Dopo l’anno Mille la presenza degli ordini monastici sul territorio del Nord Sardegna si fa più fitta e organizzata, specie nelle aree agricole più fertili del Logudoro, come l’Anglona e il Sassarese: la abbazia di Nostra Signora di Tergu (o di Gerico) è proprio una delle massime espressioni dell’architettura romanica in Sardegna dell’Anglona, nella parte nord-occidentale dell’Isola.
Il nome Tergu o Gerico deriva da Jericum che significa ‘luogo sacro‘. ‘La festa più importante di Tergu – si legge nel sito ufficiale del Comune – è quella dedicata alla Natività di Maria, patrona del paese, celebrata nella basilica l’8 settembre. L’origine di tale festa è antichissima, venne importata a Tergu dai monaci orientali che verso la metà del 600 d.C. fuggirono dalle loro regioni cadute nelle mani dell’Islam. Probabilmente deriva dall’usanza Cananea di iniziare l’anno con la festa dell’autunno Capudanni, così chiamato il mese di settembre in lingua sarda’.
Tale antica testimonianza si ravviserebbe nella presenza delle ‘rose di Gerico‘ (che crescono solo nel deserto nel Negeb e vivono senza acqua per decenni, se dopo anni ricevono dell’acqua, misteriosamente si rinverdiscono rifiorendo) che sono scolpite lungo gli archetti ciechi in calcare bianco presenti in facciata; nel Medioevo questo fenomeno poteva considerarsi la metafora della resurrezione.
La chiesa che domina isolata un vasto altopiano del territorio di Tergu, si trova alla periferia dell’abitato moderno, nel sito dell’insediamento romano di Cericum: qui sorgeva nel Medioevo il più importante monastero benedettino dell’Anglona, sede di priorato cassinese, al quale la chiesa di Santa Maria o Nostra Signora di Tergu era annessa. La basilica ed i resti dell’adiacente abbazia si trovano in un’area campestre, accessibile tramite l’arco in pietra.
La chiesa di Sancta Maria de Therco, consacrata nel 1117, era infatti proprio un’abbazia benedettina; la sua edificazione opera di maestranze lombarde e pisane, è da attribuirsi (secondo il Libellus judicum turritanorum – documento in volgare logudorese probabilmente redatto da un monaco nel XIII secolo) al giudice di Torres Mariano I de Lacon-Gunal che regnò tra il 1065 e il 1082.
La basilica ha pianta a croce commissa, con un’unica navata ad abside di pianta quadrangolare: il manufatto è caratterizzato da decorazioni bicromatiche e venne edificato con l’utilizzo di cantoni di trachite rossa e pietra calcarea chiara per le decorazioni che costituiscono uno degli elementi più affascinanti di tutto il monumento.
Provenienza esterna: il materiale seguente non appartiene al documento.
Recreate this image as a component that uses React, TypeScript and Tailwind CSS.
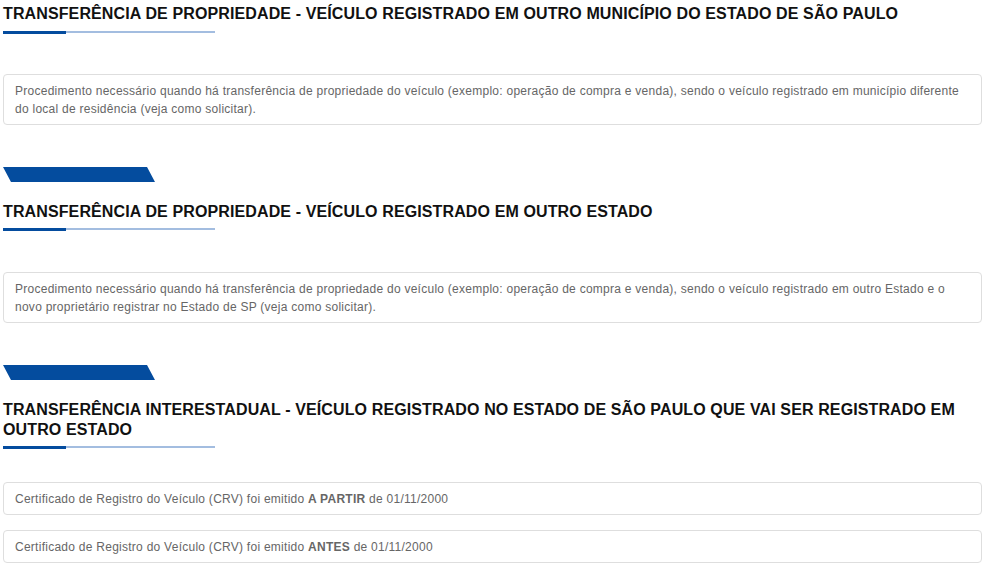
import React from "react";

// Slanted blue marker that separates the sections
const SectionBar: React.FC<{ className?: string }> = ({ className = "" }) => (
  <svg
    className={`block ${className}`}
    width="152"
    height="15"
    viewBox="0 0 152 15"
  >
    <polygon points="0,0 144,0 152,15 8,15" fill="#044c9e" />
  </svg>
);

// Two-tone underline below each title
const TitleRule: React.FC<{ className?: string }> = ({ className = "" }) => (
  <div className={`flex h-[3px] w-[212px] items-start ${className}`}>
    <div className="h-[3px] w-[63px] bg-[#044c9e]" />
    <div className="h-[2px] flex-1 bg-[#a3bde0]" />
  </div>
);

const Title: React.FC<{ children: React.ReactNode; className?: string }> = ({
  children,
  className = "",
}) => (
  <h2
    className={`text-[16px] font-bold leading-[20px] tracking-[0.12px] text-[#111] ${className}`}
  >
    {children}
  </h2>
);

const Card: React.FC<{ children: React.ReactNode; className?: string }> = ({
  children,
  className = "",
}) => (
  <div
    className={`rounded-[4px] border border-[#dedede] bg-white pb-[6px] pl-[11px] pr-[11px] pt-[7px] text-[12px] leading-[18px] tracking-[0.26px] text-[#666] ${className}`}
  >
    {children}
  </div>
);

export default function App() {
  return (
    <div
      className="min-h-screen bg-white pl-[3px] pr-[6px] pt-[4px]"
      style={{ fontFamily: '"Liberation Sans", Arial, sans-serif' }}
    >
      <section>
        <Title>
          TRANSFERÊNCIA DE PROPRIEDADE - VEÍCULO REGISTRADO EM OUTRO MUNICÍPIO
          DO ESTADO DE SÃO PAULO
        </Title>
        <TitleRule className="mt-[7px]" />
        <Card className="mt-[40px]">
          Procedimento necessário quando há transferência de propriedade do
          veículo (exemplo: operação de compra e venda), sendo o veículo
          registrado em município diferente do local de residência (veja como
          solicitar).
        </Card>
      </section>

      <section>
        <SectionBar className="mt-[42px]" />
        <Title className="mt-[20px]">
          TRANSFERÊNCIA DE PROPRIEDADE - VEÍCULO REGISTRADO EM OUTRO ESTADO
        </Title>
        <TitleRule className="mt-[6px]" />
        <Card className="mt-[41px]">
          Procedimento necessário quando há transferência de propriedade do
          veículo (exemplo: operação de compra e venda), sendo o veículo
          registrado em outro Estado e o novo proprietário registrar no Estado
          de SP (veja como solicitar).
        </Card>
      </section>

      <section>
        <SectionBar className="mt-[42px]" />
        <Title className="mt-[20px]">
          TRANSFERÊNCIA INTERESTADUAL - VEÍCULO REGISTRADO NO ESTADO DE SÃO
          PAULO QUE VAI SER REGISTRADO EM OUTRO ESTADO
        </Title>
        <TitleRule className="mt-[6px]" />
        <div className="mt-[33px] flex flex-col gap-[15px]">
          <Card>
            Certificado de Registro do Veículo (CRV) foi emitido{" "}
            <b>A PARTIR</b> de 01/11/2000
          </Card>
          <Card>
            Certificado de Registro do Veículo (CRV) foi emitido <b>ANTES</b>{" "}
            de 01/11/2000
          </Card>
        </div>
      </section>
    </div>
  );
}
La facciata presenta due differenti schemi compositivi, il primo dei quali è caratterizzato da arcate mentre il secondo, da false logge.
Le decorazioni ornamentali consistono in archi ciechi, capitelli con foglie d’acanto, un rosone quadrilobato; ma ciò che rende davvero particolare questo magnifico esempio di monumento sono le quattro colonnine, delle quali due, le più esterne, presentano un particolarissimo ed inconsueto disegno a zigzag.
Di ulteriore pregevolissima importanza è l’attestazione di una produzione vetraria, documentata dal rinvenimento di frammenti di varie forme e dimensioni sotto alle fondamenta del monastero, prodotti da una fornace di cui è stato ritrovato in buono stato di conservazione il crogiuolo, ossia la parte in cui venivano fusi i minerali per la produzione del vetro.
Questi reperti sono le uniche testimonianze che permettono di stabilire con esattezza un passaggio epocale nella produzione del vetro; fino al VIII-IX secolo il vetro veniva prodotto utilizzando un minerale proveniente dall’Egitto, il natron, poi si passò alla produzione dalle ceneri e per un breve periodo il vetro venne anche creato utilizzando una tecnica mista: i vetri prodotti a Tergu, mille anni fa e ritrovati negli scavi rappresentano questo storico passaggio, proprio perche sono vetri ‘misti’.
L’epoca di detta attivita produttiva, è quindi collocabile nel periodo che va dal X all’XI secolo; l’incredibile è che, se non vi fosse stato un incendio, un rogo che distrusse parte del monastero e che causò la carbonizzazione degli oggetti conservati in quella doveva essere la dispensa dei monaci, tutte queste testimonianze non sarebbero arrivate ai giorni nostri.